The class boycott committee of the University of Hong Kong has rebutted criticism towards them from the chairman of HKU’s governing Council Arthur Li Kwok-cheung, saying that he was smearing the students and breaking the foundations of any potential dialogue.
The committee began a week-long class boycott last week and protested on Tuesday night demanding the governing Council respond to calls for reform.
Li said at a press conference on Thursday that students protesting on campus on Tuesday night were like people who “took drugs” and were “poisoned”. He also said that they were manipulated by the Civic Party.
Yvonne Leung Lai-kwok, an HKU student and member of the class boycott committee, said that Li’s criticisms towards her were baseless.
“I was an intern at [the Civic Party] office of Alan Leong Kah-kit four years ago, I wasn’t even enrolled in the university, and I don’t think that interning at a political party represents any further relationship with the party,” Leung said.
She added that social science students at HKU have to do internships at various political parties in Hong Kong, and that it should not be seen as political interference by the parties. She questioned whether Li is qualified to be the chairman of the Council, if he did not know of such policy.

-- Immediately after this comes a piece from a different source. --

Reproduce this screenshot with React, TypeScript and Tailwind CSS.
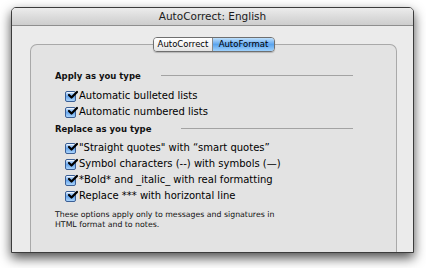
import { Check } from "lucide-react"

const font = { fontFamily: '"DejaVu Sans", "Liberation Sans", sans-serif' }

/* ─── Aqua checkbox ─── */

function AquaCheck({ label }: { label: string }) {
  return (
    <div className="flex items-center h-4 pl-[10px]">
      <span className="relative w-[11px] h-[11px] rounded-[2px] border border-[#3b5f95] bg-gradient-to-b from-[#cfe4fb] via-[#6aa8ee] to-[#a9d3fb] shadow-[inset_0_1px_0_rgba(255,255,255,0.7)]">
        <Check className="absolute -top-[3px] left-[1px] w-[12px] h-[12px] text-black" strokeWidth={4.5} />
      </span>
      <span className="ml-[3px] text-[10px] text-black leading-none">{label}</span>
    </div>
  )
}

/* ─── Section header with rule ─── */

function Header({ title, gap }: { title: string; gap: string }) {
  return (
    <div className="flex items-center h-[14px]">
      <span className="text-[8.5px] font-bold text-[#111] leading-none">{title}</span>
      <div className={`${gap} flex-1 h-[2px] border-t border-[#a3a3a3] border-b-white/60`} />
    </div>
  )
}

export default function App() {
  return (
    <div className="w-[426px] h-[268px] bg-white relative overflow-hidden" style={font}>
      <div className="absolute left-[11px] top-[7px] w-[403px] h-[246px] rounded-t-[5px] border border-[#3c3c3c] bg-[#ebebeb] shadow-[0_5px_12px_rgba(0,0,0,0.7)] flex flex-col overflow-hidden">
        {/* title bar */}
        <div className="h-[18px] shrink-0 flex items-center justify-center bg-gradient-to-b from-[#ececec] via-[#dcdcdc] to-[#cdcdcd] border-b border-[#8e8e8e]">
          <span className="text-[10.5px] text-[#1a1a1a] leading-none">AutoCorrect: English</span>
        </div>

        {/* body */}
        <div className="flex-1 relative pt-[18px] px-[16px] pl-[18px]">
          {/* tabs */}
          <div className="absolute left-[141px] top-[11px] z-10 flex h-[15px] rounded-[4px] border border-[#6f6f6f] overflow-hidden shadow-[0_1px_1px_rgba(0,0,0,0.2)]">
            <div className="w-[59px] flex items-center justify-center text-[8.5px] text-black bg-gradient-to-b from-white via-[#f4f4f4] to-[#e2e2e2] border-r border-[#8a8a8a]">
              AutoCorrect
            </div>
            <div className="w-[61px] flex items-center justify-center text-[8.5px] text-black bg-gradient-to-b from-[#bfe0fb] via-[#5aa4ee] to-[#9fd1fb]">
              AutoFormat
            </div>
          </div>

          {/* group box */}
          <div className="h-full rounded-t-[7px] border border-b-0 border-[#a9a9a9] bg-[#e3e3e3] pt-[24px] pl-[24px] pr-[43px]">
            <Header title="Apply as you type" gap="ml-[20px]" />
            <div className="mt-[5px]">
              <AquaCheck label="Automatic bulleted lists" />
              <AquaCheck label="Automatic numbered lists" />
            </div>
            <div className="mt-[2px]">
              <Header title="Replace as you type" gap="ml-[30px]" />
            </div>
            <div className="mt-[4px]">
              <AquaCheck label={'"Straight quotes" with \u201csmart quotes\u201d'} />
              <AquaCheck label={"Symbol characters (--) with symbols (\u2014)"} />
              <AquaCheck label="*Bold* and _italic_ with real formatting" />
              <AquaCheck label="Replace *** with horizontal line" />
            </div>
            <p className="mt-[6px] text-[7.8px] leading-[10px] text-[#111]">
              These options apply only to messages and signatures in
              <br />
              HTML format and to notes.
            </p>
          </div>
        </div>
      </div>
    </div>
  )
}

Li called HKU Student Union president and Council member Billy Fung Jing-en a “liar” at the press conference, saying that he gave false information to the students by suggesting Council members had refused to set up a review panel to examine the Council’s structure. Li said this caused students to surround the meeting venue.
But Leung said that, although Fung was in favour of a review panel, he was voting on the intention of setting one up. There was no way for him to know whether the Council would delay its establishment.
“That’s why after he cast the vote, the students are waiting for the Council chairperson, as well as the Council members, to give an account as to why the detailed terms of reference, or the time frame, were not discussed,” Leung said. She added that Fung was trying to create a dialogue between students and Li.
Leung said it was not an unsafe environment for Li to communicate with students, as no one wished to hurt him. She said that Li left the venue accompanied by police and did not want to talk at all.
‘Worse than a year one student’
Li also criticised referendums at HKU opposing his appointment last year, saying they were not representative, as only about 4,000 people voted against him out of some 160,000 alumni.
“He totally disrespects democratic procedures, he is worse than a year one student,” said Lam Chak-kong, member of the committee. “Referendums are merely opinion polls, and 97 percent of those who voted were against his appointment, if the rest supported him, they should have voted.”
The students also said they felt “sad” that vice-chancellor Peter Mathieson did not defend them against “untrue accusations”. Mathieson had said earlier on Thursday that he relied on Li to determine whether students were controlled by political parties as he has little knowledge of the political scene in Hong Kong.
On Tuesday, Mathieson had said he would arrange a meeting between students and Li in ten days.
The class boycott committee said that it would need to have another meeting with students to determine whether there is still a need to meet with Li.